## DIRECTIVE
Reproduce the listing below word for word, with no pictures.

## START COLLECTED MATERIAL

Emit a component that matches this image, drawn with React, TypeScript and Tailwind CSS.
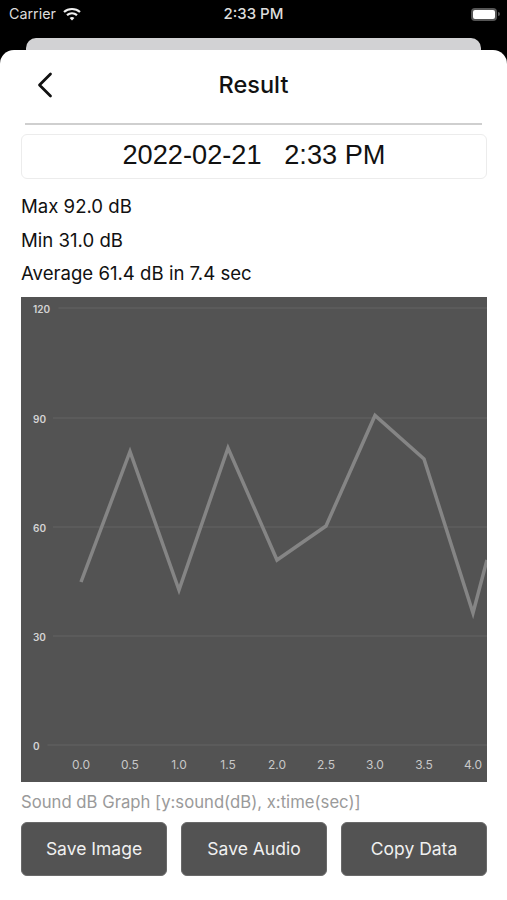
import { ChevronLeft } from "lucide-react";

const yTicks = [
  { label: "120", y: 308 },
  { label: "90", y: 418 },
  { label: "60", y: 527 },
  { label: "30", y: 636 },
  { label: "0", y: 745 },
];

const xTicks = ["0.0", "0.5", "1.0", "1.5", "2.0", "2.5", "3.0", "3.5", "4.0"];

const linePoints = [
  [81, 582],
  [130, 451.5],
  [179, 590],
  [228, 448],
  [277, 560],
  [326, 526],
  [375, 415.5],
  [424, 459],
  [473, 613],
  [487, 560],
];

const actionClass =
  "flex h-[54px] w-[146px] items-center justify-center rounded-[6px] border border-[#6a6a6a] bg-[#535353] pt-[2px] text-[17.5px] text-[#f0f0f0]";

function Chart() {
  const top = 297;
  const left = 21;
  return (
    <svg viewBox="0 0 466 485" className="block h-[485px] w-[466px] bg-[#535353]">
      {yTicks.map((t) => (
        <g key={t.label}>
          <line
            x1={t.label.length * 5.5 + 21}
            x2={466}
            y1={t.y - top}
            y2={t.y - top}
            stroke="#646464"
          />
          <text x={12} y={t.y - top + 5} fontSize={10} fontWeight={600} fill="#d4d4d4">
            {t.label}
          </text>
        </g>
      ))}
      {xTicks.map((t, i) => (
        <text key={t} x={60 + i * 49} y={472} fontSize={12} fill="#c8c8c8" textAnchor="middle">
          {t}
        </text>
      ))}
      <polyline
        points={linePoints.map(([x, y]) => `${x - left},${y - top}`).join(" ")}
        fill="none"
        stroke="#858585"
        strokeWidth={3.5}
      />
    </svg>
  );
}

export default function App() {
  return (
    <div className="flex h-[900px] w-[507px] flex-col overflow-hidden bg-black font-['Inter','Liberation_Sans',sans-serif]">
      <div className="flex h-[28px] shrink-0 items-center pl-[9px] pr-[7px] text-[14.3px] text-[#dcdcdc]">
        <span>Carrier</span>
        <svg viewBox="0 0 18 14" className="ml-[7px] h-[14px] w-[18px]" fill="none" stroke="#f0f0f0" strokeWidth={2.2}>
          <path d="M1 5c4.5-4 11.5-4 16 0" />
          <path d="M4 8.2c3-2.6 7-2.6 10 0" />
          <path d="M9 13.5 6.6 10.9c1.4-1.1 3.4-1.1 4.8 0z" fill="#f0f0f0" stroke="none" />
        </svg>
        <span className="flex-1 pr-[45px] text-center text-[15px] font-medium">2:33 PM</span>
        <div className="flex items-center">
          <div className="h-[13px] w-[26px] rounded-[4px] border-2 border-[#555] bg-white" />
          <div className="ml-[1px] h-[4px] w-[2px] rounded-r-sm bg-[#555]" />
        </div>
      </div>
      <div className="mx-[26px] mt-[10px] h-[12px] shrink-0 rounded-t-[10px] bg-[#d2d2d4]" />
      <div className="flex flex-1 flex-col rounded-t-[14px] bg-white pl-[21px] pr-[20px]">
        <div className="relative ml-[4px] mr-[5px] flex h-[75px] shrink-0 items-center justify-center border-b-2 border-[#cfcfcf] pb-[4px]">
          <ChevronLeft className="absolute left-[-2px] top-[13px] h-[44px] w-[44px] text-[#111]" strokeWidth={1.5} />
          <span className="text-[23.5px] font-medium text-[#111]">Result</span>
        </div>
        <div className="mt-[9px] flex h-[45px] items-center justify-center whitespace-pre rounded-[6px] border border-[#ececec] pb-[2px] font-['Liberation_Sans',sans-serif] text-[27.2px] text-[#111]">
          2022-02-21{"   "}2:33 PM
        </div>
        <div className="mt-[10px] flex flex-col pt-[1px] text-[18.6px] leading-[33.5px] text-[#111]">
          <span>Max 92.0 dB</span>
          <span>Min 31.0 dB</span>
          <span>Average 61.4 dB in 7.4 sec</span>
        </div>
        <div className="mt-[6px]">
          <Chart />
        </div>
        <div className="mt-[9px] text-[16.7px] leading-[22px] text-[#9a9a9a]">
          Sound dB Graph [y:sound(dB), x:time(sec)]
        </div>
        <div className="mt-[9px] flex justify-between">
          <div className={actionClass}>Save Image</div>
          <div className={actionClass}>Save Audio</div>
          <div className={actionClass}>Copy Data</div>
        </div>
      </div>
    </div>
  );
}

## END COLLECTED MATERIAL

## THE REPLY
Emit a component that matches this image, drawn with React, TypeScript and Tailwind CSS.
import { ChevronLeft } from "lucide-react";

const yTicks = [
  { label: "120", y: 308 },
  { label: "90", y: 418 },
  { label: "60", y: 527 },
  { label: "30", y: 636 },
  { label: "0", y: 745 },
];

const xTicks = ["0.0", "0.5", "1.0", "1.5", "2.0", "2.5", "3.0", "3.5", "4.0"];

const linePoints = [
  [81, 582],
  [130, 451.5],
  [179, 590],
  [228, 448],
  [277, 560],
  [326, 526],
  [375, 415.5],
  [424, 459],
  [473, 613],
  [487, 560],
];

const actionClass =
  "flex h-[54px] w-[146px] items-center justify-center rounded-[6px] border border-[#6a6a6a] bg-[#535353] pt-[2px] text-[17.5px] text-[#f0f0f0]";

function Chart() {
  const top = 297;
  const left = 21;
  return (
    <svg viewBox="0 0 466 485" className="block h-[485px] w-[466px] bg-[#535353]">
      {yTicks.map((t) => (
        <g key={t.label}>
          <line
            x1={t.label.length * 5.5 + 21}
            x2={466}
            y1={t.y - top}
            y2={t.y - top}
            stroke="#646464"
          />
          <text x={12} y={t.y - top + 5} fontSize={10} fontWeight={600} fill="#d4d4d4">
            {t.label}
          </text>
        </g>
      ))}
      {xTicks.map((t, i) => (
        <text key={t} x={60 + i * 49} y={472} fontSize={12} fill="#c8c8c8" textAnchor="middle">
          {t}
        </text>
      ))}
      <polyline
        points={linePoints.map(([x, y]) => `${x - left},${y - top}`).join(" ")}
        fill="none"
        stroke="#858585"
        strokeWidth={3.5}
      />
    </svg>
  );
}

export default function App() {
  return (
    <div className="flex h-[900px] w-[507px] flex-col overflow-hidden bg-black font-['Inter','Liberation_Sans',sans-serif]">
      <div className="flex h-[28px] shrink-0 items-center pl-[9px] pr-[7px] text-[14.3px] text-[#dcdcdc]">
        <span>Carrier</span>
        <svg viewBox="0 0 18 14" className="ml-[7px] h-[14px] w-[18px]" fill="none" stroke="#f0f0f0" strokeWidth={2.2}>
          <path d="M1 5c4.5-4 11.5-4 16 0" />
          <path d="M4 8.2c3-2.6 7-2.6 10 0" />
          <path d="M9 13.5 6.6 10.9c1.4-1.1 3.4-1.1 4.8 0z" fill="#f0f0f0" stroke="none" />
        </svg>
        <span className="flex-1 pr-[45px] text-center text-[15px] font-medium">2:33 PM</span>
        <div className="flex items-center">
          <div className="h-[13px] w-[26px] rounded-[4px] border-2 border-[#555] bg-white" />
          <div className="ml-[1px] h-[4px] w-[2px] rounded-r-sm bg-[#555]" />
        </div>
      </div>
      <div className="mx-[26px] mt-[10px] h-[12px] shrink-0 rounded-t-[10px] bg-[#d2d2d4]" />
      <div className="flex flex-1 flex-col rounded-t-[14px] bg-white pl-[21px] pr-[20px]">
        <div className="relative ml-[4px] mr-[5px] flex h-[75px] shrink-0 items-center justify-center border-b-2 border-[#cfcfcf] pb-[4px]">
          <ChevronLeft className="absolute left-[-2px] top-[13px] h-[44px] w-[44px] text-[#111]" strokeWidth={1.5} />
          <span className="text-[23.5px] font-medium text-[#111]">Result</span>
        </div>
        <div className="mt-[9px] flex h-[45px] items-center justify-center whitespace-pre rounded-[6px] border border-[#ececec] pb-[2px] font-['Liberation_Sans',sans-serif] text-[27.2px] text-[#111]">
          2022-02-21{"   "}2:33 PM
        </div>
        <div className="mt-[10px] flex flex-col pt-[1px] text-[18.6px] leading-[33.5px] text-[#111]">
          <span>Max 92.0 dB</span>
          <span>Min 31.0 dB</span>
          <span>Average 61.4 dB in 7.4 sec</span>
        </div>
        <div className="mt-[6px]">
          <Chart />
        </div>
        <div className="mt-[9px] text-[16.7px] leading-[22px] text-[#9a9a9a]">
          Sound dB Graph [y:sound(dB), x:time(sec)]
        </div>
        <div className="mt-[9px] flex justify-between">
          <div className={actionClass}>Save Image</div>
          <div className={actionClass}>Save Audio</div>
          <div className={actionClass}>Copy Data</div>
        </div>
      </div>
    </div>
  );
}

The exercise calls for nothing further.